As of May 2024, this repository is no longer actively maintained. Development of the code of this repository continues in MQT Qudits. No new contributions will be accepted here.

License: MIT

MQT Qudits - Compilation of Entangling Gates for High-Dimensional Quantum Systems

A tool for the compilation of arbitrary d-dimensional two-qudit entangling unitaries into error-efficient sequences of local operations and entangling primitives supported by the quantum architecture by Chair for Design Automation.

If you have any questions, feel free to contact us via quantum.cda@xcit.tum.de or by creating an issue on GitHub.

Getting Started

The compiler demands only for the resolution of dependencies, to solve run in terminal.

pip install -r requirements.txt

The following code gives an example on the usage:

from src import global_vars
from src.decomposer.cex import Cex
from src.decomposer.entangled_qr import EntangledQR
from src.gates.entangling_gates import csum

global_vars.dimension_fix = 4 # dimension of the single qudit

# global_vars.CEX_SEQUENCE = [...] # It is also possible to input a customized sequence for substituting the CEX operation, as a list of numpy arrays

target = csum(global_vars.dimension_fix) # the target gate for which we want to find a decomposition

decomposer = EntangledQR(target)

sequence, num_crots, num_pswaps = decomposer.entangling_qr()

outcome = decomposer.basic_verify(target, sequence) # outcome must be true

In case you want to use the second compilation step described in the paper:

import numpy as np

from src.layered.compile_pkg.ansatz.instantiate import create_ms_instance
from src.layered.compile_pkg.opt.distance_measures import fidelity_on_unitares
from src.layered.compile_pkg.search import binary_search_compile
from src import global_vars
from src.decomposer.cex import Cex
from src.utils.qudit_circ_utils import gate_expand_to_circuit
from src.utils.rotation_utils import matmul

# First we set all the necessary global variables for the solver, the duration of an opt. cycle is inside the function "run"
global_vars.OBJ_FIDELITY = 1e-4
global_vars.SINGLE_DIM = 2
global_vars.TARGET_GATE = Cex().cex_101(global_vars.SINGLE_DIM)
global_vars.MAX_NUM_LAYERS = (2 * global_vars.SINGLE_DIM ** 2)

best_layer, best_error, best_xi = binary_search_compile(global_vars.SINGLE_DIM, global_vars.MAX_NUM_LAYERS, "MS")

# the function creates a list of numpy arrays as resulting sequence
decomposed_target = create_ms_instance(best_xi, global_vars.SINGLE_DIM)

# a simple verification
unitary = gate_expand_to_circuit(np.identity(global_vars.SINGLE_DIM, dtype=complex), n=2, target=0, dim=global_vars.SINGLE_DIM)

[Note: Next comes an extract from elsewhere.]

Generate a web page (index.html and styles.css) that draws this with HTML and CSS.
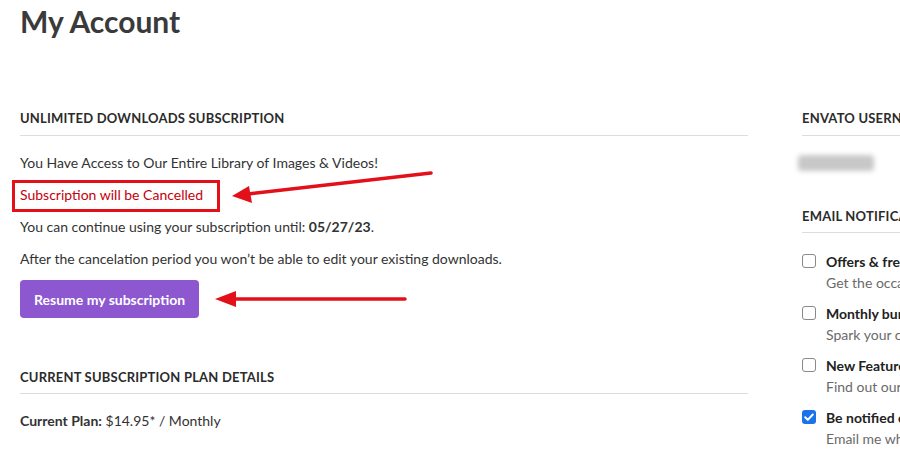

for rot in decomposed_target:
    unitary = matmul(unitary, rot)

print((1 - fidelity_on_unitares(unitary, global_vars.TARGET_GATE)) < 1e-4) # outcome should be true


System Requirements and Building

The implementation is compatible with a minimimum version of Python 3.8.

Building (and running) is continuously tested under Linux, macOS, and Windows using the latest available system versions for GitHub Actions.

References

No References.

K. Mato, M. Ringbauer, S. Hillmich and R. Wille, "Compilation of Entangling Gates for High-Dimensional Quantum Systems," 2023 28th Asia and South Pacific Design Automation Conference (ASP-DAC), Tokyo, Japan, 2023, pp. 202-208.